Models

GLOBIOM

The Global Biosphere Management Model (GLOBIOM) has been developed and used by the International Institute for Applied Systems Analysis (IIASA) since the late 2000s. The partial-equilibrium model represents main land use sectors, including agriculture and forestry. The supply side of the model is built-up from the bottom (spatially explicit land cover, land use, management systems and economic cost information) to the top (regional commodity markets). This detailed structure allows a rich set of environmental and socio-economic parameters to be taken into account.

G4Mm and G4M

The Global Forest Model (G4M) is a geographically explicit agent-based model to assess land use change decision making. G4M is designed to provide projections of afforestation and deforestation rates, forest management options and respective carbon dioxide emissions and sinks, and their response to climate policies in a form of carbon tax or incentive payments.

DownScale

The Downscaling module implements a series of workflows to create high resolution outputs from GLOBIOM model runs. This module is based on a cross-entropy optimization model with a flexible setting of priors, including biophysical and econometric components.

CWatM

The CWatM model represents one of the new key elements of IIASA’s Water program to assess water supply, water demand and environmental needs at global and regional level. The hydrologic model is open source and flexible to link in different aspects of the water energy food nexus. CWATM will be a basis to develop a next-generation global hydro-economic modeling and will be coupled to the existing IIASA models like MESSAGE and GLOBIOM.

MARINA

ECHO

ECHO is a bottom-up system analysis framework which can be used to develop integrated, long-term planning strategies for the water system. It can be used to inform the design of cost-effective and sustainable water policy decisions and to address the impacts of future changing socio-economic and climatic conditions on water system.

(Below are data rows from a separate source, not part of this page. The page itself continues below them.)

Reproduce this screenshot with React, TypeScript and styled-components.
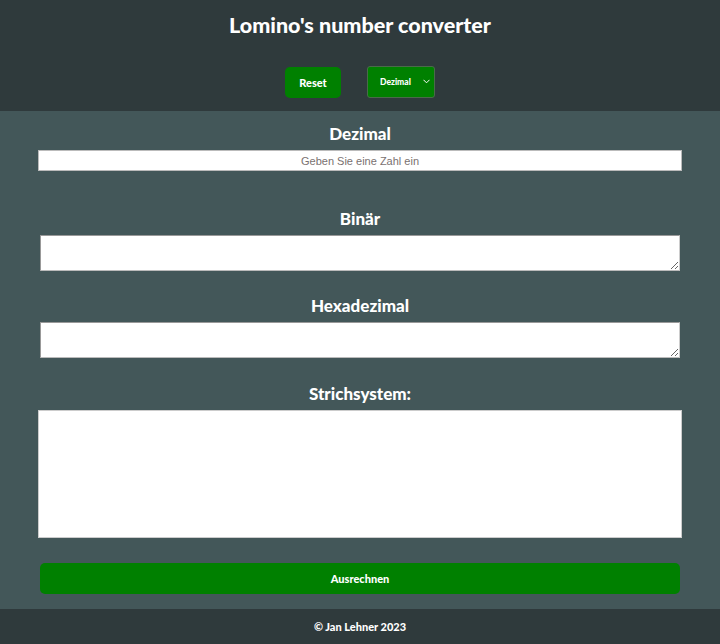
import React from "react";
import styled, { createGlobalStyle } from "styled-components";

const Global = createGlobalStyle`
  html, body { margin: 0; padding: 0; }
  body { background: #435759; font-family: "Lato", "Noto Sans", sans-serif; }
  * { box-sizing: border-box; }
`;

const Page = styled.div`
  display: flex;
  flex-direction: column;
  min-height: 644px;
`;

const Header = styled.header`
  background: #2f3a3c;
  height: 111px;
  display: flex;
  flex-direction: column;
  align-items: center;
  padding-top: 11px;
`;

const Title = styled.h1`
  margin: 0;
  color: #fff;
  font-size: 21.5px;
  font-weight: 900;
  line-height: 28px;
`;

const Controls = styled.div`
  display: flex;
  gap: 26px;
  margin-top: 27px;
  align-items: center;
`;

const GreenButton = styled.button<{ $wide?: boolean }>`
  background: #008000;
  color: #fff;
  border: none;
  border-radius: 5px;
  font-family: "Lato", sans-serif;
  font-weight: 900;
  font-size: 11px;
  height: 31px;
  width: ${(p) => (p.$wide ? "640px" : "56px")};
  cursor: pointer;
`;

const SelectWrap = styled.div`
  position: relative;
  width: 68px;
  height: 32px;
`;

const Select = styled.select`
  appearance: none;
  width: 100%;
  height: 100%;
  background: #008000;
  color: #fff;
  border: 1px solid #4a6a4a;
  border-radius: 3px;
  font-family: "Lato", sans-serif;
  font-weight: 900;
  font-size: 8.5px;
  padding-left: 12px;
`;

const Chevron = styled.svg`
  position: absolute;
  right: 5px;
  top: 13px;
  pointer-events: none;
`;

const Main = styled.main`
  flex: 1;
  display: flex;
  flex-direction: column;
  align-items: center;
  padding: 13px 38px 15px;
`;

const Label = styled.h2<{ $top: number }>`
  margin: ${(p) => p.$top}px 0 0;
  color: #fff;
  font-size: 17px;
  font-weight: 900;
  line-height: 20px;
  height: 26px;
`;

const Input = styled.input`
  width: 644px;
  height: 21px;
  border: 1px solid #bbb;
  text-align: center;
  font-family: "Liberation Sans", Arial, sans-serif;
  font-size: 11px;
  &::placeholder { color: #7a7170; }
`;

const Area = styled.textarea`
  width: 640px;
  height: 36px;
  border: 1px solid #999;
  border-right-color: #ccc;
  border-bottom-color: #bbb;
  resize: vertical;
  display: block;
`;

const BigBox = styled.div`
  width: 644px;
  height: 128px;
  background: #fff;
  border: 1px solid #ccc;
`;

const Spacer = styled.div`
  height: 25px;
`;

const Footer = styled.footer`
  background: #2f3a3c;
  height: 35px;
  display: flex;
  align-items: center;
  justify-content: center;
  color: #fff;
  font-size: 11px;
  font-weight: 900;
`;

export default function App() {
  return (
    <Page>
      <Global />
      <Header>
        <Title>Lomino's number converter</Title>
        <Controls>
          <GreenButton>Reset</GreenButton>
          <SelectWrap>
            <Select defaultValue="dez">
              <option value="dez">Dezimal</option>
              <option value="bin">Binär</option>
              <option value="hex">Hexadezimal</option>
            </Select>
            <Chevron width="7" height="5" viewBox="0 0 7 5">
              <path d="M0.5 0.8 L3.5 3.8 L6.5 0.8" fill="none" stroke="#fff" strokeWidth="1" />
            </Chevron>
          </SelectWrap>
        </Controls>
      </Header>
      <Main>
        <Label $top={0}>Dezimal</Label>
        <Input placeholder="Geben Sie eine Zahl ein" />
        <Label $top={38}>Binär</Label>
        <Area />
        <Label $top={25}>Hexadezimal</Label>
        <Area />
        <Label $top={26}>Strichsystem:</Label>
        <BigBox />
        <Spacer />
        <GreenButton $wide>Ausrechnen</GreenButton>
      </Main>
      <Footer>© Jan Lehner 2023</Footer>
    </Page>
  );
}
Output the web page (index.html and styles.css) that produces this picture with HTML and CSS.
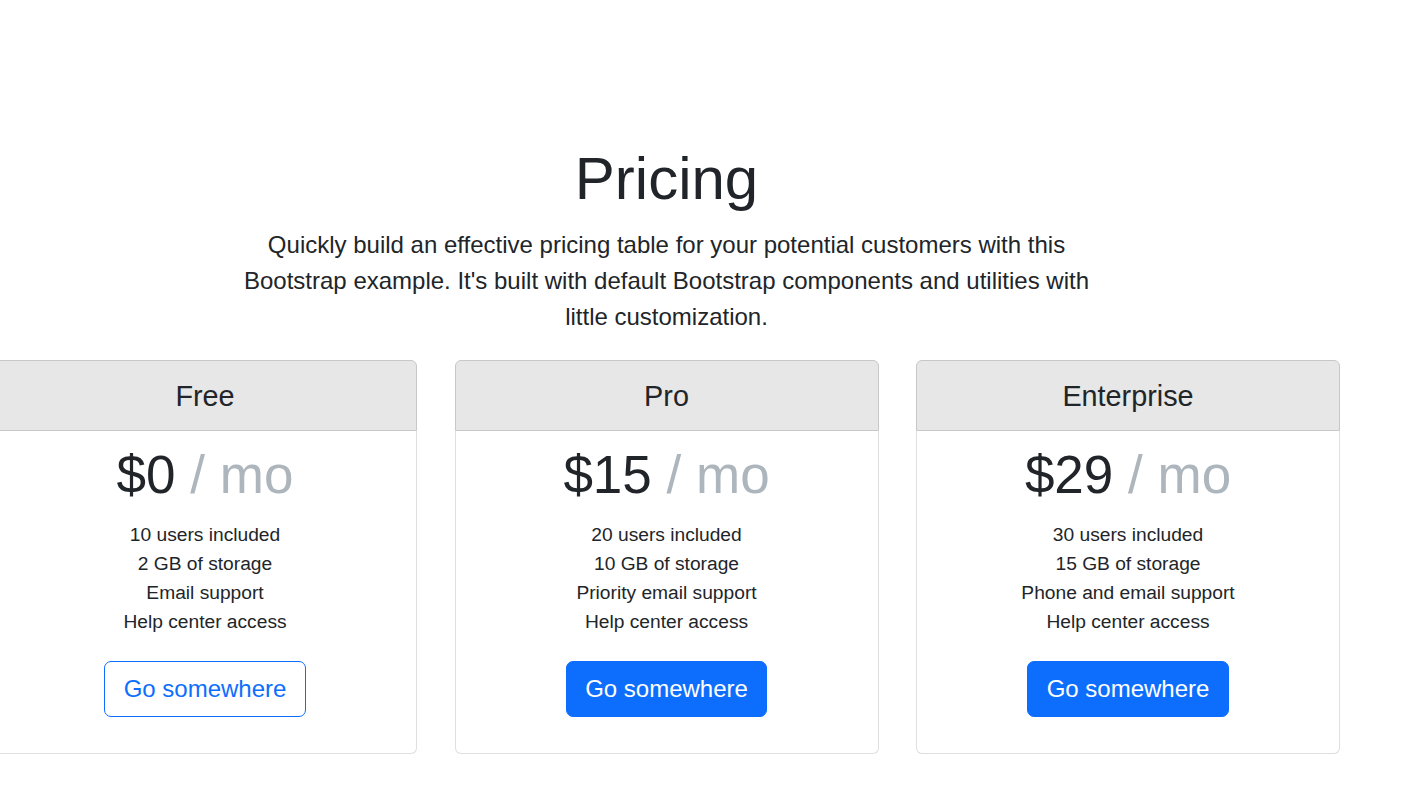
FILE: index.html
```html
<!DOCTYPE html>
<html lang="en">
<head>
<meta charset="utf-8">
<title>Pricing</title>
<link rel="stylesheet" href="styles.css">
</head>
<body>
<div class="page">
  <header class="hero">
    <h1 class="title">Pricing</h1>
    <p class="lead">Quickly build an effective pricing table for your potential customers with this Bootstrap example. It's built with default Bootstrap components and utilities with little customization.</p>
  </header>
  <main class="cards">
    <div class="card">
      <h4 class="card-header">Free</h4>
      <div class="card-body">
        <h1 class="price">$0 <span class="muted">/ mo</span></h1>
        <ul class="features">
          <li>10 users included</li>
          <li>2 GB of storage</li>
          <li>Email support</li>
          <li>Help center access</li>
        </ul>
        <a class="btn btn-outline" href="#">Go somewhere</a>
      </div>
    </div>
    <div class="card">
      <h4 class="card-header">Pro</h4>
      <div class="card-body">
        <h1 class="price">$15 <span class="muted">/ mo</span></h1>
        <ul class="features">
          <li>20 users included</li>
          <li>10 GB of storage</li>
          <li>Priority email support</li>
          <li>Help center access</li>
        </ul>
        <a class="btn btn-primary" href="#">Go somewhere</a>
      </div>
    </div>
    <div class="card">
      <h4 class="card-header">Enterprise</h4>
      <div class="card-body">
        <h1 class="price">$29 <span class="muted">/ mo</span></h1>
        <ul class="features">
          <li>30 users included</li>
          <li>15 GB of storage</li>
          <li>Phone and email support</li>
          <li>Help center access</li>
        </ul>
        <a class="btn btn-primary" href="#">Go somewhere</a>
      </div>
    </div>
  </main>
</div>
</body>
</html>
```

FILE: styles.css
```css
html, body {
  margin: 0;
  padding: 0;
  background: #ffffff;
}

body {
  font-family: "Liberation Sans", Arial, sans-serif;
  color: #212529;
  overflow: hidden;
}

.page {
  width: 1347px;
  margin-left: -7px;
}

.hero {
  text-align: center;
  padding-top: 143px;
}

.title {
  margin: 0;
  font-size: 60px;
  line-height: 72px;
  font-weight: 400;
}

.lead {
  margin: 12px auto 0;
  max-width: 860px;
  font-size: 24px;
  line-height: 36px;
}

.cards {
  display: flex;
  gap: 37.5px;
  margin-top: 25px;
}

.card {
  flex: none;
  width: 424px;
  text-align: center;
}

.card-header {
  margin: 0;
  padding: 17.5px 0 16.5px;
  font-size: 28.8px;
  line-height: 35px;
  font-weight: 400;
  background: #e7e7e7;
  border: 1px solid #c7c7c7;
  border-radius: 6px 6px 0 0;
}

.card-body {
  border: 1px solid #dfdfdf;
  border-top: 0;
  border-radius: 0 0 6px 6px;
  padding: 12px 20px 36px;
}

.price {
  margin: 0;
  font-size: 53px;
  line-height: 63.6px;
  font-weight: 400;
}

.muted {
  color: #adb5bd;
}

.features {
  list-style: none;
  padding: 0;
  margin: 13px 0 24.5px;
  font-size: 19.2px;
  line-height: 29.2px;
}

.btn {
  display: inline-block;
  font-size: 24px;
  line-height: 36px;
  padding: 9px 18.5px;
  border: 1px solid #0d6efd;
  border-radius: 7px;
  text-decoration: none;
}

.btn-primary {
  background: #0d6efd;
  color: #ffffff;
}

.btn-outline {
  background: #ffffff;
  color: #0d6efd;
}
```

The Global Hydro-economic Model is a new element of IIASA’s water program which provides a technology rich basis for estimating water system dynamics over a long-term, multiple period time horizon. The model operates at global, regional and basin scales.

ibis.iSDM

The ibis.iSDM model is an open-source and easy to use R-package for creating single and integrated, e.g. those using multiple data sources, species distribution models with primary biodiversity observations and is developed by IIASA’s BEC program. Ibis.iSDM supports a range of machine-learning and Bayesian modelling approaches, primarily fitting Poisson-point-process models (PPMs) and flexibly allowing to incorporate biodiversity habitat and threat information through priors and offsets. The ibis.iSDM model will be coupled to the spatial-explicit outputs of the GLOBIOM-DownScale and other models such as CWatM or EPIC in a DPSIR framework.

EPIC

EPIC-IIASA quantifies agricultural production as well as environmental externalities for a range of crop management systems at global scale. The model is used to assess the main global agricultural systems in response to management interventions such as cropping practices or fertilization and irrigation options, and changing environment, including climate change and soil degradation. Besides which EPIC is used to compare cropland management systems and their effects on environmental indicators like water availability, nitrogen and phosphorous levels in soil, and greenhouse gas emissions.

FLAM

The wildFire cLimate impacts and Adaptation Model (FLAM) is able to capture impacts of climate, population, and fuel availability on burned areas. FLAM uses a process-based fire parameterization algorithm that was originally developed to link a fire model with dynamic global vegetation models. The key features implemented in FLAM include fuel moisture computation based on the Fine Fuel Moisture Code (FFMC) of the Canadian Forest Fire Weather Index (FWI), and a procedure to calibrate spatial fire suppression efficiency.

BeWhere

BeWhere is a techno-economic engineering model for renewable energy systems optimization. It identifies the localization, size and technology of the renewable energy system that should be applied in in a specific region. The economy of the supply chain is calculated with respect to the economy of scale of the corresponding renewable energy system.